I’ve admired it for a long time. My knitting skills are getting a real workout and I am not even beyond the 12 stitch edging. I found Madelinetosh Prairie Yarn in the Medieval colorway and decided to go for it. The shawl is a long-term project. Very long-term.

I cast on about three days ago and I’ve managed to complete only 10 of the 71 repeats of the 8 row pattern. That means I have 488 more rows of edging to knit. One would think 12 stitches per row wouldn’t be difficult to whip off the needles. In fact, when I first looked at the edging chart I thought no problem. Lace making takes place on both sides just remember to reverse the decreases, yadda, yadda, yadda. I forgot the knitting gods don’t like hubris. They really, really, really don’t like it.
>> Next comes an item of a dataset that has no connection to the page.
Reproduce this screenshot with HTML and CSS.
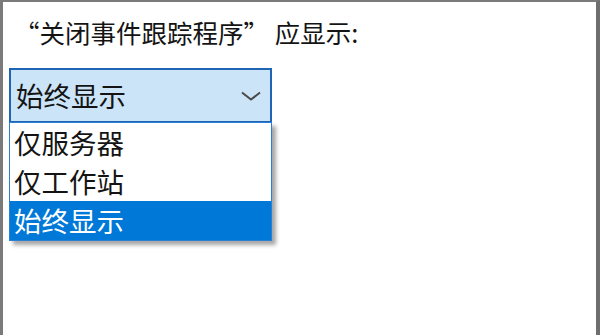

To make my arrogance complete, I decided I wouldn’t work with a life line. I mean a life line for 12 stitches? I completely blew past the reality that this was complicated lace making. Thus, dear fellow knitters and crafters, I paid and paid well. How badly did I mess this up? Let’s count the ways.

Forgotten yarn overs.

Forgotten decreases.

Knitting the first stitch of a RS row as if it were a WS row.

Knitting the first stitch of a WS row as if it were a RS row.

Knitting the wrong row.

Knitting the wrong row.

Knitting the wrong row.

Mixing up the decreases. Using k2tog when it called for ssk.

Mixing up the decreases. Using ssk when it called for k2tog.

Talking while knitting a row. The result wasn’t even close to the pattern.

Moving my attention from knitting to Yarn Rascal. A disaster all around.

Suddenly putting down the knitting in the middle of a row for any crises imaginable, picking it back up hours later and knitting the wrong row ending.

Thinking it was possible to tink back a row and get it right working in lace weight yarn.

I could go on, but why torture myself? Suffice it to say, I am now working with a life line. It hasn’t stopped the ripping back, but it has contained it from going all the way back to the start every time I make a mistake. I no longer speak while knitting. I no longer respond to crises. Nothing interrupts me until I get to the end of a row and check that sucker off my little counting sheet. This is why I knit ladies and gentlemen: it’s so darn relaxing.